LGTM (Less Gaussians, Texture More) is a novel feed-forward framework for 3D Gaussian Splatting that enables high-fidelity 4K novel view synthesis without per-scene optimization. It achieves this by predicting compact geometric primitives coupled with detailed per-primitive textures, effectively decoupling geometric complexity from rendering resolution.
TL;DR
LGTM (Less Gaussians, Texture More) is the first feed-forward framework capable of 4K novel view synthesis without needing per-scene optimization. By replacing the standard "one color per Gaussian" approach with per-primitive textures, it decouples geometry from appearance. This allows the model to render ultra-high-resolution details using a fraction of the memory and computation required by previous SOTA methods.
Problem & Motivation: The Quadratic Wall
Traditional feed-forward 3D Gaussian Splatting (3DGS) links the number of primitives directly to the image resolution. If you want to scale from 512p to 4K, you typically need 64 times more Gaussians. This creates a "quadratic wall" where training and inference become impossible due to OOM (Out of Memory) errors on standard GPUs.

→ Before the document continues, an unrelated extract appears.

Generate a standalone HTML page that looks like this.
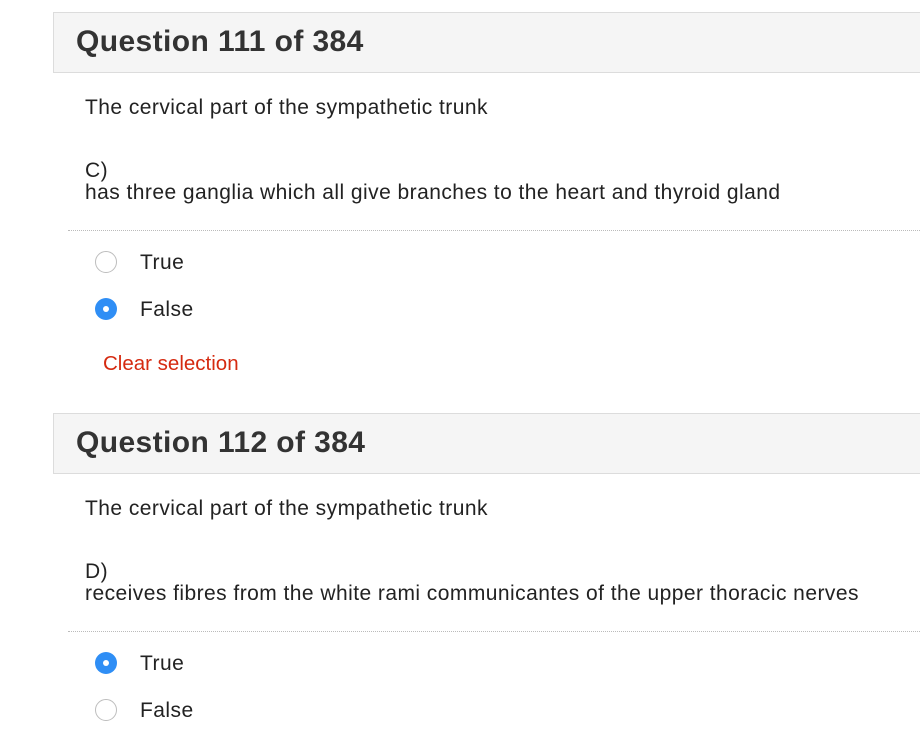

Furthermore, 3DGS is geometrically inefficient for textures. To represent a sharp local detail (like text on a wall), vanilla 3DGS must "spam" hundreds of tiny Gaussians to approximate the pattern, even if the underlying geometry is a simple flat plane. The authors' insight is simple: Why predict millions of points when you can predict a few "textured billboards"?
Methodology: Decoupling Geometry and Appearance
The core of LGTM is a dual-network architecture that separates the "where" (geometry) from the "what" (texture).
1. The Primitive Network
This module processes low-resolution inputs to establish a robust geometric foundation. It predicts the standard 2DGS parameters: position ($\mu$), scale ($s$), rotation ($r$), and opacity ($o$). Crucially, even though it takes low-res input, it is trained with high-resolution supervision to ensure the primitives are correctly sized for 4K rendering.
2. The Texture Network & Learned Projective Mapping
Instead of a single spherical harmonic color, each Gaussian now carries a $T imes T$ texture map. To fill these maps with detail, the authors use Projective Texture Mapping. They "back-project" high-resolution source image pixels onto the Gaussian primitives.
- Feature Fusion: The network aggregates patchified high-res features, projective features, and geometric features to predict both Color ($T^c$) and Alpha ($T^\alpha$) textures.

Experiments: 4K Efficiency
LGTM was integrated into several baselines including NoPoSplat (unposed), DepthSplat (posed), and Flash3D (monocular).
Performance Benchmarks
The scalability is the most impressive feat. When moving from a 512p baseline to a 4K LGTM model:
- Pixels: Increase by 64x.
- Peak Memory: Only increases by 1.8x.
- Inference Time: Only increases by 1.47x.

As seen in the visual results above, vanilla 3DGS at high resolution often appears blurry or "spotty" because the primitive density cannot keep up with the pixel density. LGTM maintains sharp texture edges and fine details (like foliage and architectural ornaments) by offloading the detail to the texture maps.
Critical Analysis & Conclusion
The "Takeaway"
The industry value of LGTM lies in its scalability. Current VR/AR hardware requires high resolution (4K per eye) but has limited memory. LGTM proves that we don't need million-point clouds for high-fidelity reconstruction; we need "smarter" primitives that can carry their own texture.
Limitations
While textures solve the appearance problem, the quality is still "bounded" by the underlying geometry. If the Primitive Network fails to predict a semi-accurate surface (e.g., in complex multi-view cases with large gaps), the textures will appear distorted or misaligned. Additionally, the texture resolution is currently a fixed hyperparameter that needs manual tuning for different hardware targets.
In conclusion, LGTM is a major step toward making instant, high-fidelity 3D content generation a reality for high-resolution displays, effectively bridging the gap between neural rendering and traditional computer graphics texturing.